The CWB board of directors’ voted this year to buy two new St. Lawrence Seaway lakers for delivery by 2013 and put a $13 million down payment into the deal out of the pool accounts.

The CWB said the overall cost would be $65 million over four years and save the pools $10 million annually in reduced shipping costs once in operation. The ships would be operated by a private marine company.

With the CWB losing its single desk powers by the end of the year, chair Allen Oberg said the money used for the down payment should be returned to the pools from the board’s contingency fund.

“One of the things the board believes is that we’d like to reimburse farmers for the money they have paid and will pay on purchase of the lakers because that’s an asset they will no longer own or receive any benefit from,” he said.

Ritz did not sound inclined to agree. “Funny he didn’t use that to begin with,” the minister said. “There was $100 million in the contingency fund, so why didn’t they use that in the first place? Why did they dip into the pool account?
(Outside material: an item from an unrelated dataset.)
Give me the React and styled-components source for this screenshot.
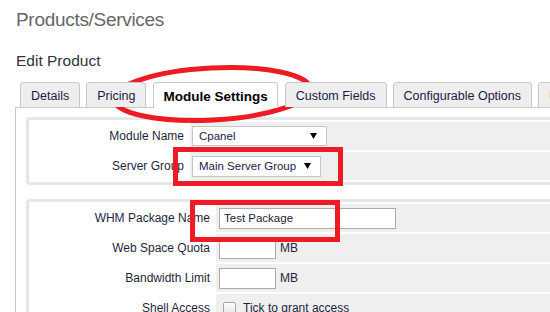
import React from "react";
import styled, { createGlobalStyle } from "styled-components";

const GlobalStyle = createGlobalStyle`
  html, body { margin: 0; padding: 0; background: #fff; overflow: hidden; }
  body { font-family: "Liberation Sans", Arial, sans-serif; }
`;

const Page = styled.div`
  position: relative;
  width: 550px;
  height: 312px;
  overflow: hidden;
  background: #fff;
`;

const Header = styled.div`
  padding-left: 16px;
`;

const Title = styled.h1`
  margin: 0;
  padding-top: 8px;
  font-size: 19px;
  line-height: 24px;
  letter-spacing: -0.3px;
  font-weight: normal;
  color: #666;
`;

const SubTitle = styled.h2`
  margin: 19px 0 0;
  font-size: 15.5px;
  line-height: 20px;
  font-weight: normal;
  color: #333;
`;

const TabBar = styled.div`
  position: relative;
  z-index: 1;
  display: flex;
  align-items: flex-start;
  gap: 6px;
  margin: 11px 0 -1px 20px;
  white-space: nowrap;
`;

const Tab = styled.div`
  box-sizing: border-box;
  flex: none;
  height: ${(p) => (p.$active ? 26 : 25)}px;
  padding: 2px ${(p) => (p.$active ? 9 : 10)}px 0;
  margin: 0 ${(p) => (p.$active ? 1 : 0)}px;
  display: flex;
  align-items: center;
  border: 1px solid #c8c8c8;
  border-bottom: none;
  border-radius: 4px 4px 0 0;
  background: ${(p) => (p.$active ? "#fff" : "#eeeeee")};
  color: ${(p) => (p.$active ? "#000" : "#1b1b45")};
  font-size: ${(p) => (p.$active ? 13.5 : 12.5)}px;
  font-weight: ${(p) => (p.$active ? "bold" : "normal")};
`;

const Panel = styled.div`
  margin-left: 15px;
  width: 1000px;
  height: 400px;
  border: 1px solid #c8c8c8;
  border-right: none;
  padding: 9px 0 0 10px;
  background: #fff;
`;

const Fieldset = styled.div`
  display: grid;
  grid-template-columns: ${(p) => p.$labelWidth}px 1fr;
  gap: 2px;
  padding: 2px;
  border: 3px solid #e3e7ea;
  border-radius: 4px;
  margin-bottom: 14px;
`;

const Label = styled.div`
  height: 28px;
  display: flex;
  align-items: center;
  justify-content: flex-end;
  padding-right: 4px;
  background: #fff;
  font-size: 12px;
  color: #1f1f3d;
  white-space: nowrap;
`;

const Field = styled.div`
  height: 28px;
  display: flex;
  align-items: center;
  gap: 4px;
  padding-left: ${(p) => p.$indent}px;
  background: #efefef;
  font-size: 12px;
  color: #1f1f3d;
  white-space: nowrap;
`;

const SelectBox = styled.div`
  box-sizing: border-box;
  width: ${(p) => p.$width}px;
  height: ${(p) => p.$height}px;
  display: flex;
  align-items: center;
  justify-content: space-between;
  padding: 0 9px 0 6px;
  border: 1px solid #c6c6c6;
  background: #fff;
  font-size: 11.5px;
  color: #22194a;
`;

const TextInput = styled.input`
  box-sizing: border-box;
  width: ${(p) => p.$width}px;
  height: 21px;
  margin: 0;
  padding: 0 4px;
  border: 1px solid #ababab;
  background: #fff;
  font-family: "Liberation Sans", Arial, sans-serif;
  font-size: 11.5px;
  color: #2a1a3a;
  outline: none;
`;

const Check = styled.span`
  box-sizing: border-box;
  width: 13px;
  height: 13px;
  margin: 0 3px 0 4px;
  border: 1px solid #a6a6a6;
  border-radius: 2px;
  background: linear-gradient(#ffffff, #e4e4e4);
`;

const Overlay = styled.svg`
  position: absolute;
  left: 0;
  top: 0;
  pointer-events: none;
`;

const Arrow = () => (
  <svg width="7" height="6" viewBox="0 0 7 6">
    <polygon points="0,0 7,0 3.5,6" fill="#000" />
  </svg>
);

const tabs = ["Details", "Pricing", "Module Settings", "Custom Fields", "Configurable Options", "Upgrades"];

export default function App() {
  return (
    <Page>
      <GlobalStyle />
      <Header>
        <Title>Products/Services</Title>
        <SubTitle>Edit Product</SubTitle>
      </Header>
      <TabBar>
        {tabs.map((t) => (
          <Tab key={t} $active={t === "Module Settings"}>
            {t}
          </Tab>
        ))}
      </TabBar>
      <Panel>
        <Fieldset $labelWidth={157}>
          <Label>Module Name</Label>
          <Field $indent={2}>
            <SelectBox $width={135} $height={20}>
              <span>Cpanel</span>
              <Arrow />
            </SelectBox>
          </Field>
          <Label>Server Group</Label>
          <Field $indent={2}>
            <SelectBox $width={129} $height={21}>
              <span>Main Server Group</span>
              <Arrow />
            </SelectBox>
          </Field>
        </Fieldset>
        <Fieldset $labelWidth={183}>
          <Label>WHM Package Name</Label>
          <Field $indent={3}>
            <TextInput $width={177} value="Test Package" readOnly />
          </Field>
          <Label>Web Space Quota</Label>
          <Field $indent={3}>
            <TextInput $width={57} value="" readOnly />
            MB
          </Field>
          <Label>Bandwidth Limit</Label>
          <Field $indent={3}>
            <TextInput $width={57} value="" readOnly />
            MB
          </Field>
          <Label>Shell Access</Label>
          <Field $indent={3}>
            <Check />
            Tick to grant access
          </Field>
        </Fieldset>
      </Panel>
      <Overlay width="550" height="312" viewBox="0 0 550 312">
        <ellipse
          cx="212"
          cy="94"
          rx="98.5"
          ry="26"
          fill="none"
          stroke="#ed1c24"
          strokeWidth="5"
          transform="rotate(-3 212 94)"
        />
        <rect x="175.5" y="149.5" width="165" height="34" fill="none" stroke="#ed1c24" strokeWidth="5" />
        <rect x="192.5" y="202.5" width="145" height="37" fill="none" stroke="#ed1c24" strokeWidth="5" />
      </Overlay>
    </Page>
  );
}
It is a death bed conversion.”

The contingency fund accumulates from profits earned on CWB transactions outside the pool.

Meanwhile, with the government raising the contingency fund’s maximum level to $200 million to backstop the proposed voluntary wheat board, questions remain about how that money can be used.

Government officials insist federal funds and not the contingency fund will be used to pay CWB wind-up costs.

However, Ritz last week again raised the possibility the fund could be used to pay severance costs for CWB employees. He said the government will conduct an audit of the board once the monopoly is gone and then develop a plan about impending costs with the government- appointed board.

“(Severance) is a possibility,” he said. “We’re not ruling anything out at this point. We’re not saying definitively that it’s for that.”